=== TASK DETAILS ===
Word for word, quote all of the material, omitting the pictures.

=== RECORDED DATA ===
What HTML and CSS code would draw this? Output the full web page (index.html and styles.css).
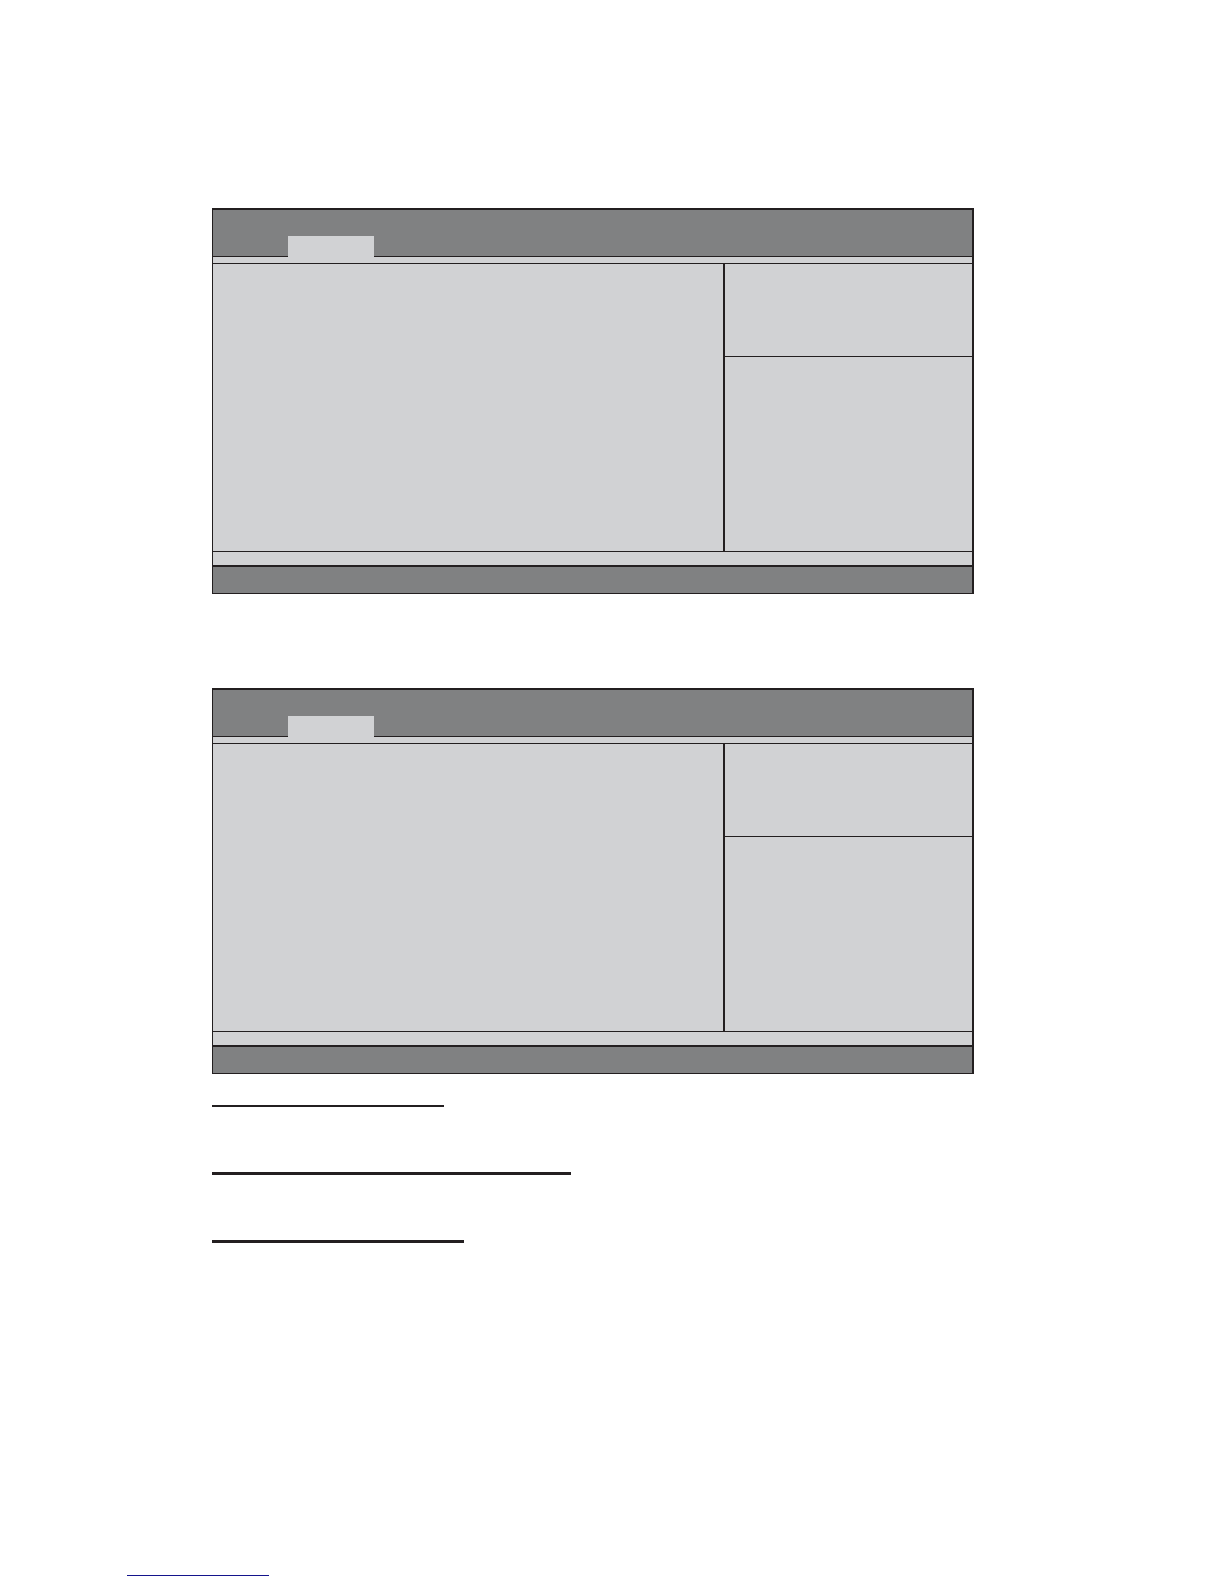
FILE: index.html
```
<!DOCTYPE html>
<html lang="en">
<head>
    <meta charset="UTF-8">
    <meta name="viewport" content="width=device-width, initial-scale=1.0">
    <link rel="stylesheet" href="styles.css">
</head>
<body>
    <main class="content">
        <section class="screen">
            <div class="menu-bar">
                <button type="button" class="tab"></button>
            </div>
            <div class="strip"></div>
            <div class="panes">
                <div class="settings"></div>
                <div class="side">
                    <div class="help"></div>
                    <div class="keys"></div>
                </div>
            </div>
            <div class="status"></div>
            <div class="version"></div>
        </section>

        <section class="screen">
            <div class="menu-bar">
                <button type="button" class="tab"></button>
            </div>
            <div class="strip"></div>
            <div class="panes">
                <div class="settings"></div>
                <div class="side">
                    <div class="help"></div>
                    <div class="keys"></div>
                </div>
            </div>
            <div class="status"></div>
            <div class="version"></div>
        </section>

        <div class="rules">
            <hr class="rule thin">
            <hr class="rule wide">
            <hr class="rule medium">
        </div>
    </main>
    <footer class="footer">
        <a class="footer-link" href="#"></a>
    </footer>
</body>
</html>
```

FILE: styles.css
```
:root {
    --line: #231f20;
    --bar: #808182;
    --panel: #d1d2d4;
    --link: #14148c;
}

* {
    box-sizing: border-box;
}

body {
    margin: 0;
    min-height: 100vh;
    display: flex;
    flex-direction: column;
    font-family: "Liberation Sans", Arial, sans-serif;
    background: white;
}

.content {
    padding: 208px 250px 0 212px;
}

.screen {
    background: var(--panel);
    border: 2px solid var(--line);
    border-left-width: 1px;
    border-bottom-width: 1px;
}

.screen + .screen {
    margin-top: 94px;
}

.menu-bar {
    display: flex;
    align-items: flex-end;
    height: 47px;
    padding-left: 75px;
    background: var(--bar);
    border-bottom: 1px solid var(--line);
}

/* the tab covers the line under the menu bar */
.tab {
    width: 86px;
    height: 21px;
    margin: 0 0 -1px;
    padding: 0;
    background: var(--panel);
    border: none;
    cursor: pointer;
}

.strip {
    height: 7px;
    border-bottom: 1px solid var(--line);
}

.panes {
    display: grid;
    grid-template-columns: 1fr 249px;
    min-height: 287px;
}

.side {
    display: flex;
    flex-direction: column;
    border-left: 2px solid var(--line);
}

.help {
    height: 93px;
    border-bottom: 1px solid var(--line);
}

.keys {
    flex: 1;
}

.status {
    height: 16px;
    border-top: 1px solid var(--line);
    border-bottom: 2px solid var(--line);
}

.version {
    height: 26px;
    background: var(--bar);
}

.rules {
    display: flex;
    flex-direction: column;
    gap: 65px;
    padding-top: 31px;
}

.rule {
    height: 3px;
    margin: 0;
    border: none;
    background: var(--line);
}

.rule.thin {
    width: 232px;
    height: 2px;
}

.rule.wide {
    width: 359px;
}

.rule.medium {
    width: 252px;
}

.footer {
    margin-top: auto;
    padding: 0 127px 8px;
}

.footer-link {
    display: block;
    width: 142px;
    border-bottom: 1px solid var(--link);
}
```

=== OUTPUT BELOW ===
What HTML and CSS code would draw this? Output the full web page (index.html and styles.css).
FILE: index.html
```
<!DOCTYPE html>
<html lang="en">
<head>
    <meta charset="UTF-8">
    <meta name="viewport" content="width=device-width, initial-scale=1.0">
    <link rel="stylesheet" href="styles.css">
</head>
<body>
    <main class="content">
        <section class="screen">
            <div class="menu-bar">
                <button type="button" class="tab"></button>
            </div>
            <div class="strip"></div>
            <div class="panes">
                <div class="settings"></div>
                <div class="side">
                    <div class="help"></div>
                    <div class="keys"></div>
                </div>
            </div>
            <div class="status"></div>
            <div class="version"></div>
        </section>

        <section class="screen">
            <div class="menu-bar">
                <button type="button" class="tab"></button>
            </div>
            <div class="strip"></div>
            <div class="panes">
                <div class="settings"></div>
                <div class="side">
                    <div class="help"></div>
                    <div class="keys"></div>
                </div>
            </div>
            <div class="status"></div>
            <div class="version"></div>
        </section>

        <div class="rules">
            <hr class="rule thin">
            <hr class="rule wide">
            <hr class="rule medium">
        </div>
    </main>
    <footer class="footer">
        <a class="footer-link" href="#"></a>
    </footer>
</body>
</html>
```

FILE: styles.css
```
:root {
    --line: #231f20;
    --bar: #808182;
    --panel: #d1d2d4;
    --link: #14148c;
}

* {
    box-sizing: border-box;
}

body {
    margin: 0;
    min-height: 100vh;
    display: flex;
    flex-direction: column;
    font-family: "Liberation Sans", Arial, sans-serif;
    background: white;
}

.content {
    padding: 208px 250px 0 212px;
}

.screen {
    background: var(--panel);
    border: 2px solid var(--line);
    border-left-width: 1px;
    border-bottom-width: 1px;
}

.screen + .screen {
    margin-top: 94px;
}

.menu-bar {
    display: flex;
    align-items: flex-end;
    height: 47px;
    padding-left: 75px;
    background: var(--bar);
    border-bottom: 1px solid var(--line);
}

/* the tab covers the line under the menu bar */
.tab {
    width: 86px;
    height: 21px;
    margin: 0 0 -1px;
    padding: 0;
    background: var(--panel);
    border: none;
    cursor: pointer;
}

.strip {
    height: 7px;
    border-bottom: 1px solid var(--line);
}

.panes {
    display: grid;
    grid-template-columns: 1fr 249px;
    min-height: 287px;
}

.side {
    display: flex;
    flex-direction: column;
    border-left: 2px solid var(--line);
}

.help {
    height: 93px;
    border-bottom: 1px solid var(--line);
}

.keys {
    flex: 1;
}

.status {
    height: 16px;
    border-top: 1px solid var(--line);
    border-bottom: 2px solid var(--line);
}

.version {
    height: 26px;
    background: var(--bar);
}

.rules {
    display: flex;
    flex-direction: column;
    gap: 65px;
    padding-top: 31px;
}

.rule {
    height: 3px;
    margin: 0;
    border: none;
    background: var(--line);
}

.rule.thin {
    width: 232px;
    height: 2px;
}

.rule.wide {
    width: 359px;
}

.rule.medium {
    width: 252px;
}

.footer {
    margin-top: auto;
    padding: 0 127px 8px;
}

.footer-link {
    display: block;
    width: 142px;
    border-bottom: 1px solid var(--link);
}
```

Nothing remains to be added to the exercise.